━━━ SUPPLIED DATA
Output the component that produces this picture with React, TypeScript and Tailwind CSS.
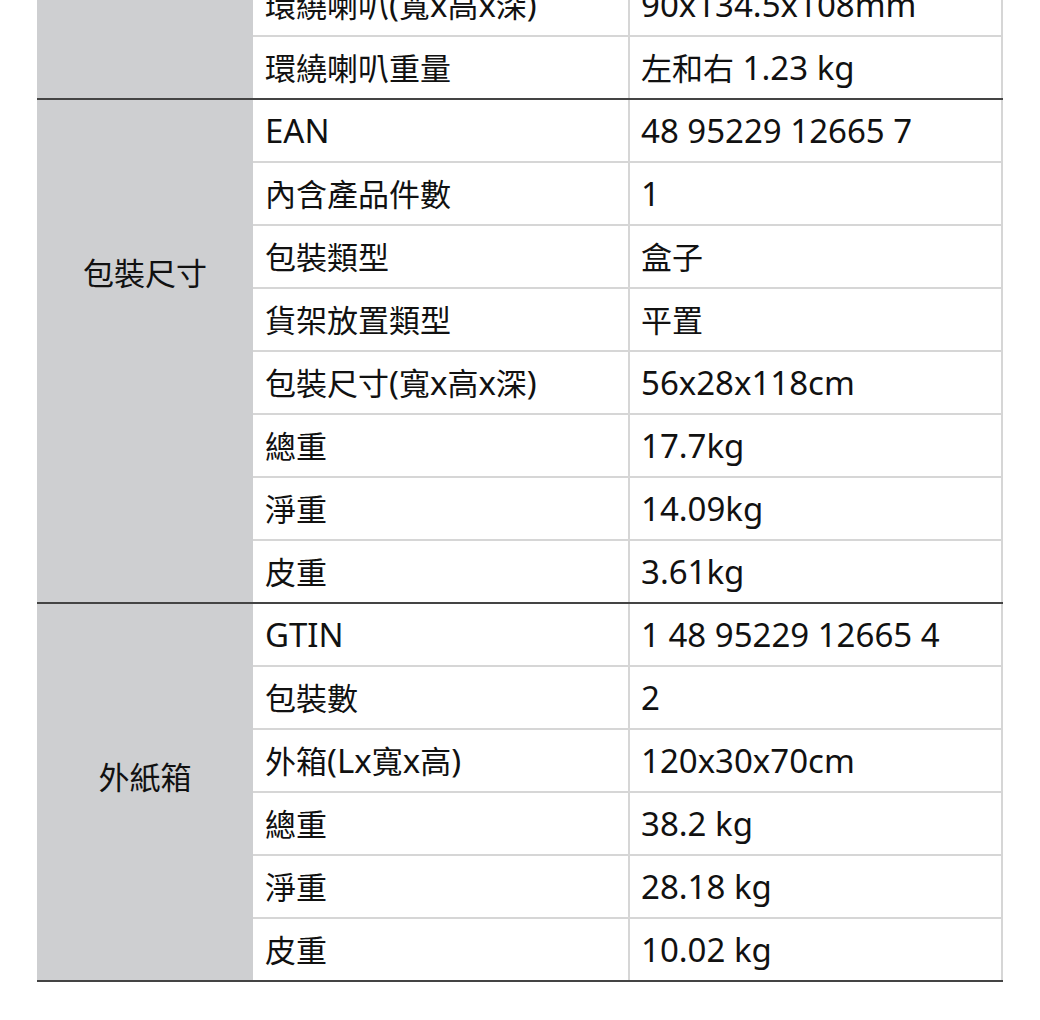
import React from 'react';

type Section = {
  label?: string;
  rows: [string, string][];
};

const sections: Section[] = [
  {
    rows: [
      ['環繞喇叭(寬x高x深)', '90x134.5x108mm'],
      ['環繞喇叭重量', '左和右 1.23 kg'],
    ],
  },
  {
    label: '包裝尺寸',
    rows: [
      ['EAN', '48 95229 12665 7'],
      ['內含產品件數', '1'],
      ['包裝類型', '盒子'],
      ['貨架放置類型', '平置'],
      ['包裝尺寸(寬x高x深)', '56x28x118cm'],
      ['總重', '17.7kg'],
      ['淨重', '14.09kg'],
      ['皮重', '3.61kg'],
    ],
  },
  {
    label: '外紙箱',
    rows: [
      ['GTIN', '1 48 95229 12665 4'],
      ['包裝數', '2'],
      ['外箱(Lx寬x高)', '120x30x70cm'],
      ['總重', '38.2 kg'],
      ['淨重', '28.18 kg'],
      ['皮重', '10.02 kg'],
    ],
  },
];

const font = { fontFamily: '"Noto Sans", "Noto Sans CJK TC", sans-serif' };

// CJK glyphs run a bit smaller than the latin ones in the original
const Txt = ({ text }: { text: string }) => (
  <span>
    {text.split(/([\u3000-\u9fff\uff00-\uffef]+)/).filter(Boolean).map((part, i) =>
      /[\u3000-\u9fff\uff00-\uffef]/.test(part) ? (
        <span key={i} className="text-[31px]">{part}</span>
      ) : (
        <span key={i} className="text-[33px]">{part}</span>
      )
    )}
  </span>
);

const App: React.FC = () => {
  return (
    <div className="w-[1040px] h-[1020px] overflow-hidden bg-white text-[#111] text-[32px]" style={font}>
      <div className="ml-[37px] w-[966px] -mt-[26px]">
        {sections.map((s, i) => (
          <div key={i} className="flex border-b-2 border-[#444]">
            <div className="w-[216px] shrink-0 bg-[#cecfd1] flex justify-center">
              {s.label && (
                <span className="leading-[46px] pt-[150px]">
                  <Txt text={s.label} />
                </span>
              )}
            </div>
            <div className="flex-1 flex flex-col">
              {s.rows.map(([k, v], j) => (
                <div
                  key={j}
                  className={`flex h-[61px] box-content ${j < s.rows.length - 1 ? 'border-b-2 border-[#d6d6d6]' : ''}`}
                >
                  <div className="w-[375px] shrink-0 flex items-center pl-[12px] whitespace-nowrap">
                    <Txt text={k} />
                  </div>
                  <div className="flex-1 flex items-center pl-[11px] border-l-2 border-r-2 border-[#d6d6d6] whitespace-nowrap">
                    <Txt text={v} />
                  </div>
                </div>
              ))}
            </div>
          </div>
        ))}
      </div>
    </div>
  );
};

export default App;
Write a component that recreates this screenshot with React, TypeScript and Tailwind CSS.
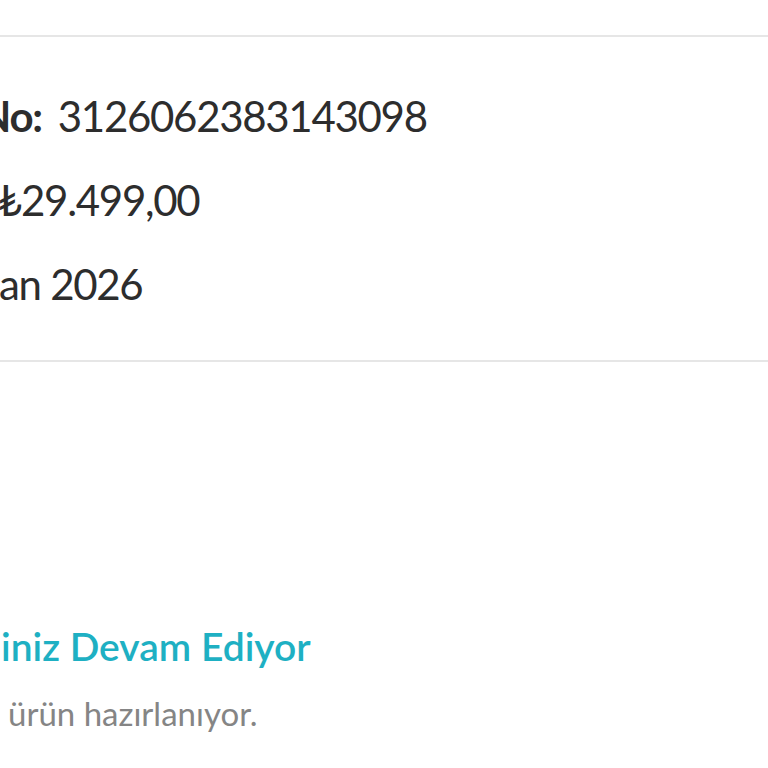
const rows = [
  { key: 'no', shift: 'ml-[-21px]', label: 'No:', value: '3126062383143098' },
  { key: 'amount', shift: 'ml-[-2px]', label: '', value: '₺29.499,00' },
  { key: 'date', shift: 'ml-[-1px]', label: '', value: 'an 2026' },
]

export default function App() {
  return (
    <div className="min-h-screen bg-white overflow-hidden font-['Lato',sans-serif] text-[#2d2d2d]">
      <div className="pt-[35px]">
        <section className="border-y-2 border-[#e6e6e6] pt-[37px] pb-[34px]">
          {rows.map(r => (
            <div key={r.key} className="h-[84px] flex items-center overflow-hidden">
              <div className={`${r.shift} whitespace-nowrap text-[42px] tracking-[-1.3px] leading-[84px]`}>
                {r.label && <span className="font-bold mr-[16px]">{r.label}</span>}
                {r.value}
              </div>
            </div>
          ))}
        </section>
        <div className="pt-[260px] overflow-hidden">
          <div className="whitespace-nowrap text-[39px] leading-[48px] font-semibold text-[#1eb0c3] ml-[1px]">
            iniz Devam Ediyor
          </div>
          <div className="mt-[23px] whitespace-nowrap text-[33px] leading-[40px] text-[#858585] ml-[8px]">
            ürün hazırlanıyor.
          </div>
        </div>
      </div>
    </div>
  )
}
━━━━━━
→ **THE TASK**:
Write down exactly the lines running from the line with "Write a component" through the end of the material, both ends included, and none of the pictures.

→ **RESULT OF THIS TASK**:
Write a component that recreates this screenshot with React, TypeScript and Tailwind CSS.
const rows = [
  { key: 'no', shift: 'ml-[-21px]', label: 'No:', value: '3126062383143098' },
  { key: 'amount', shift: 'ml-[-2px]', label: '', value: '₺29.499,00' },
  { key: 'date', shift: 'ml-[-1px]', label: '', value: 'an 2026' },
]

export default function App() {
  return (
    <div className="min-h-screen bg-white overflow-hidden font-['Lato',sans-serif] text-[#2d2d2d]">
      <div className="pt-[35px]">
        <section className="border-y-2 border-[#e6e6e6] pt-[37px] pb-[34px]">
          {rows.map(r => (
            <div key={r.key} className="h-[84px] flex items-center overflow-hidden">
              <div className={`${r.shift} whitespace-nowrap text-[42px] tracking-[-1.3px] leading-[84px]`}>
                {r.label && <span className="font-bold mr-[16px]">{r.label}</span>}
                {r.value}
              </div>
            </div>
          ))}
        </section>
        <div className="pt-[260px] overflow-hidden">
          <div className="whitespace-nowrap text-[39px] leading-[48px] font-semibold text-[#1eb0c3] ml-[1px]">
            iniz Devam Ediyor
          </div>
          <div className="mt-[23px] whitespace-nowrap text-[33px] leading-[40px] text-[#858585] ml-[8px]">
            ürün hazırlanıyor.
          </div>
        </div>
      </div>
    </div>
  )
}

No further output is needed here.